The United States of America dollar, on Wednesday, June 28, dipped to its lowest level against the euro in a year on after comments from the head of the Bank of England fueled bets on tighter monetary policy in Europe.
The greenback was last down 0.2 percent against the yen at 112.12 yen after hitting a more than one-month high of 112.46 on Tuesday.
Meanwhile, the euro extended the prior session’s rally against the dollar, which had sent it to its strongest one-day percentage gain against the greenback in more than a year, while sterling also jumped after BoE Governor Mark Carney said the central bank is likely to need to raise interest rates as the British economy comes closer to operating at full capacity.

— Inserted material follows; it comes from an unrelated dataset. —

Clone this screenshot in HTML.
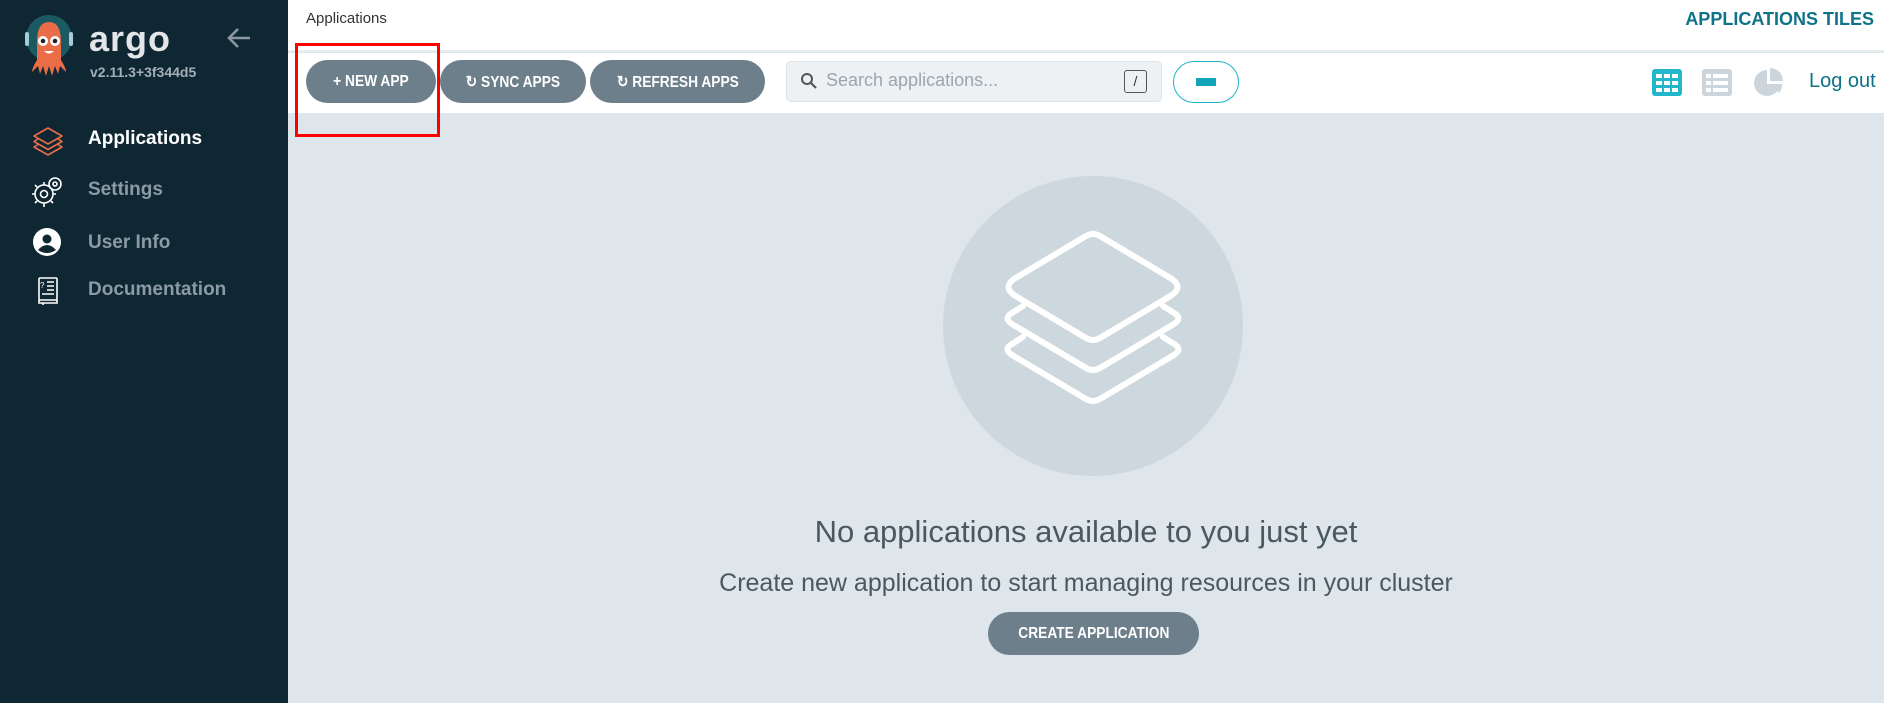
<!DOCTYPE html>
<html><head><meta charset="utf-8"><style>
*{margin:0;padding:0;box-sizing:border-box}
body{width:1884px;height:703px;overflow:hidden;font-family:"Liberation Sans",sans-serif;background:#dee6eb;position:relative}
.sb{position:absolute;left:0;top:0;width:288px;height:703px;background:#0f2733}
.abs{position:absolute;white-space:nowrap}
.nav{position:absolute;left:88px;font-size:19px;font-weight:bold;color:#8a9ba5}
.hdr{position:absolute;left:288px;top:0;right:0;height:52px;background:#fff;border-bottom:2px solid #e8edf0}
.tb{position:absolute;left:288px;top:53px;right:0;height:60px;background:#fff}
.btn{position:absolute;top:60px;height:43px;border-radius:22px;background:#6d7f8b;color:#fff;font-weight:bold;font-size:16px;display:flex;align-items:center;justify-content:center}
.c{display:inline-block;transform:scaleX(.86)}
</style></head><body>
<div class="sb">
<svg class="abs" style="left:22px;top:14px" width="56" height="70" viewBox="0 0 56 70">
<circle cx="27" cy="24" r="23" fill="#1b5a62"/>
<rect x="3" y="18" width="4" height="14" rx="2" fill="#a9cbd6"/><rect x="47" y="18" width="4" height="14" rx="2" fill="#a9cbd6"/>
<path d="M15 28 Q15 8 27 8 Q39 8 39 28 L39 46 Q44 54 44 58 L38 52 L36 60 L33 52 L30 62 L27 52 L24 62 L21 52 L18 60 L16 52 L10 58 Q10 54 15 46Z" fill="#ea6d48"/>
<circle cx="21" cy="27" r="5" fill="#fff"/><circle cx="33" cy="27" r="5" fill="#fff"/>
<circle cx="21" cy="27" r="2.3" fill="#222"/><circle cx="33" cy="27" r="2.3" fill="#222"/>
<path d="M22 37 Q27 42 32 37Z" fill="#fff"/>
</svg>
<div class="abs" style="left:89px;top:18px;font-size:36px;color:#e2e6e8;font-weight:bold;letter-spacing:1px">argo</div>
<div class="abs" style="left:90px;top:64px;font-size:14px;color:#a4b0b7;font-weight:bold">v2.11.3+3f344d5</div>
<svg class="abs" style="left:226px;top:27px" width="26" height="22" viewBox="0 0 26 22"><path d="M24 11H3M12 2L3 11L12 20" stroke="#8b98a1" stroke-width="2.6" fill="none"/></svg>
<svg class="abs" style="left:32px;top:126px" width="32" height="30" viewBox="0 0 32 30"><g stroke="#e96d48" stroke-width="1.6" fill="none" stroke-linejoin="round"><path d="M16 2L30 10L16 18L2 10Z"/><path d="M6 13L2 15.5L16 23.5L30 15.5L26 13"/><path d="M6 18.5L2 21L16 29L30 21L26 18.5"/></g></svg>
<div class="nav" style="top:128px;color:#fff">Applications</div>
<svg class="abs" style="left:30px;top:175px" width="34" height="34" viewBox="0 0 34 34"><g stroke="#fff" stroke-width="1.6" fill="none"><circle cx="14" cy="19" r="9"/><circle cx="14" cy="19" r="3.5"/><circle cx="25" cy="9" r="6"/><circle cx="25" cy="9" r="2"/><path d="M14 7v3M14 28v4M2 19h3M23 19h3M5 10l2 2M21 26l2 2M5 28l2-2"/></g></svg>
<div class="nav" style="top:179px">Settings</div>
<svg class="abs" style="left:33px;top:228px" width="28" height="28" viewBox="0 0 28 28"><circle cx="14" cy="14" r="14" fill="#fff"/><circle cx="14" cy="11" r="4.5" fill="#0f2733"/><path d="M5 22Q14 12 23 22Q14 28 5 22Z" fill="#0f2733"/></svg>
<div class="nav" style="top:232px">User Info</div>
<svg class="abs" style="left:37px;top:277px" width="22" height="28" viewBox="0 0 22 28"><g stroke="#fff" stroke-width="1.6" fill="none"><rect x="2" y="1" width="18" height="22" rx="1"/><path d="M2 23v3h18v-3M6 26v2M10 5h7M10 9h7M10 13h7M5 17h12"/></g><text x="3" y="11" font-size="8" fill="#fff" font-family="Liberation Sans">?</text></svg>
<div class="nav" style="top:279px">Documentation</div>
</div>
<div class="hdr"></div>
<div class="abs" style="left:306px;top:10px;font-size:15px;color:#333">Applications</div>
<div class="abs" style="right:10px;top:9px;font-size:18px;font-weight:bold;color:#0e7289">APPLICATIONS TILES</div>
<div class="tb"></div>
<div class="btn" style="left:306px;width:130px"><span class="c">+ NEW APP</span></div>
<div class="btn" style="left:440px;width:146px"><span class="c">&#x21bb; SYNC APPS</span></div>
<div class="btn" style="left:590px;width:175px"><span class="c">&#x21bb; REFRESH APPS</span></div>
<div class="abs" style="left:295px;top:43px;width:145px;height:94px;border:3px solid #f00"></div>
<div class="abs" style="left:786px;top:61px;width:376px;height:41px;background:#eef1f4;border:1px solid #dde3e7;border-radius:5px"></div>
<svg class="abs" style="left:800px;top:72px" width="18" height="18" viewBox="0 0 18 18"><circle cx="7" cy="7" r="5" stroke="#555" stroke-width="2" fill="none"/><path d="M11 11l5 5" stroke="#555" stroke-width="2.2"/></svg>
<div class="abs" style="left:826px;top:70px;font-size:18px;color:#9aa6ae">Search applications...</div>
<div class="abs" style="left:1124px;top:70px;width:23px;height:23px;border:1px solid #555;border-radius:3px;font-size:14px;text-align:center;line-height:21px;color:#333">/</div>
<div class="abs" style="left:1173px;top:61px;width:66px;height:42px;border:1px solid #1bb5c9;border-radius:21px;background:#fff"></div>
<div class="abs" style="left:1196px;top:78px;width:20px;height:8px;background:#13a3b8"></div>
<svg class="abs" style="left:1652px;top:69px" width="30" height="27" viewBox="0 0 30 27"><rect width="30" height="27" rx="3" fill="#23b7cb"/><g fill="#fff"><rect x="4" y="5" width="6" height="4"/><rect x="12" y="5" width="6" height="4"/><rect x="20" y="5" width="6" height="4"/><rect x="4" y="12" width="6" height="4"/><rect x="12" y="12" width="6" height="4"/><rect x="20" y="12" width="6" height="4"/><rect x="4" y="19" width="6" height="4"/><rect x="12" y="19" width="6" height="4"/><rect x="20" y="19" width="6" height="4"/></g></svg>
<svg class="abs" style="left:1702px;top:69px" width="30" height="27" viewBox="0 0 30 27"><rect width="30" height="27" rx="3" fill="#ccd5dc"/><g fill="#fff"><rect x="4" y="5" width="5" height="4"/><rect x="11" y="5" width="15" height="4"/><rect x="4" y="12" width="5" height="4"/><rect x="11" y="12" width="15" height="4"/><rect x="4" y="19" width="5" height="4"/><rect x="11" y="19" width="15" height="4"/></g></svg>
<svg class="abs" style="left:1753px;top:67px" width="32" height="32" viewBox="0 0 32 32"><path d="M14 3A13 13 0 1 0 27 17L14 17Z" fill="#ccd5dc"/><path d="M17 1A13 13 0 0 1 30 14L17 14Z" fill="#ccd5dc"/><path d="M17 17L29 17A13 13 0 0 1 26 26Z" fill="#ccd5dc"/></svg>
<div class="abs" style="left:1809px;top:70px;font-size:20px;color:#0e7289">Log out</div>
<div class="abs" style="left:943px;top:176px;width:300px;height:300px;border-radius:50%;background:#ccd7de"></div>
<svg class="abs" style="left:940px;top:180px" width="300" height="300" viewBox="0 0 300 300"><g stroke="#fff" stroke-width="6" fill="none" stroke-linejoin="round" stroke-linecap="round"><path d="M146 56Q153 52 160 56L232 99Q243 107 232 115L160 158Q153 162 146 158L74 115Q63 107 74 99Z" /><path d="M83 126L72 133Q63 138 72 144L146 188Q153 192 160 188L234 144Q243 138 234 133L223 126"/><path d="M83 157L72 164Q63 169 72 175L146 219Q153 223 160 219L234 175Q243 169 234 164L223 157"/></g></svg>
<div class="abs" style="left:0;right:0;padding-left:288px;top:514px;text-align:center;font-size:31px;color:#4a5860">No applications available to you just yet</div>
<div class="abs" style="left:0;right:0;padding-left:288px;top:569px;text-align:center;font-size:25px;color:#4a5860">Create new application to start managing resources in your cluster</div>
<div class="btn" style="left:988px;top:612px;width:211px;height:43px;font-size:16px"><span class="c">CREATE APPLICATION</span></div>
</body></html>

The euro rose as much as 0.5 percent against the dollar to a one-year high of $1.1390 after jumping 1.4 percent Tuesday. The dollar index, which measures the greenback against a basket of six major rivals, fell as much as 0.4 percent to hit a more than seven-month low of 95.967.
Speaking at a European Central Bank conference in Portugal, Carney said the BoE will debate this “in the coming months.”
Carney’s remarks convinced traders that European monetary policy was shifting in a more hawkish direction, analysts said, just a day after European Central Bank President Mario Draghi opened the door to tweaks in the bank’s stimulus policy, fuelling market expectations that the ECB will announce a reduction of stimulus as soon as September.
Analysts said Draghi’s comments continued to support the euro even as sources familiar with the ECB chief’s thinking said Wednesday that he intended to signal tolerance for a period of weaker inflation, not an imminent policy tightening.
“There is a bit of a concern in the markets about the fact that the balance of monetary policy expectations is moving a little bit in a more hawkish direction in Europe,” said Alvise Marino, FX strategist at Credit Suisse in New York.
The announcement on Tuesday that U.S. Senate Republican leaders postponed a vote on a healthcare overhaul continued to fuel skepticism that U.S. President Donald Trump’s administration would realise pro-growth infrastructure spending and tax reform policies, hurting the dollar.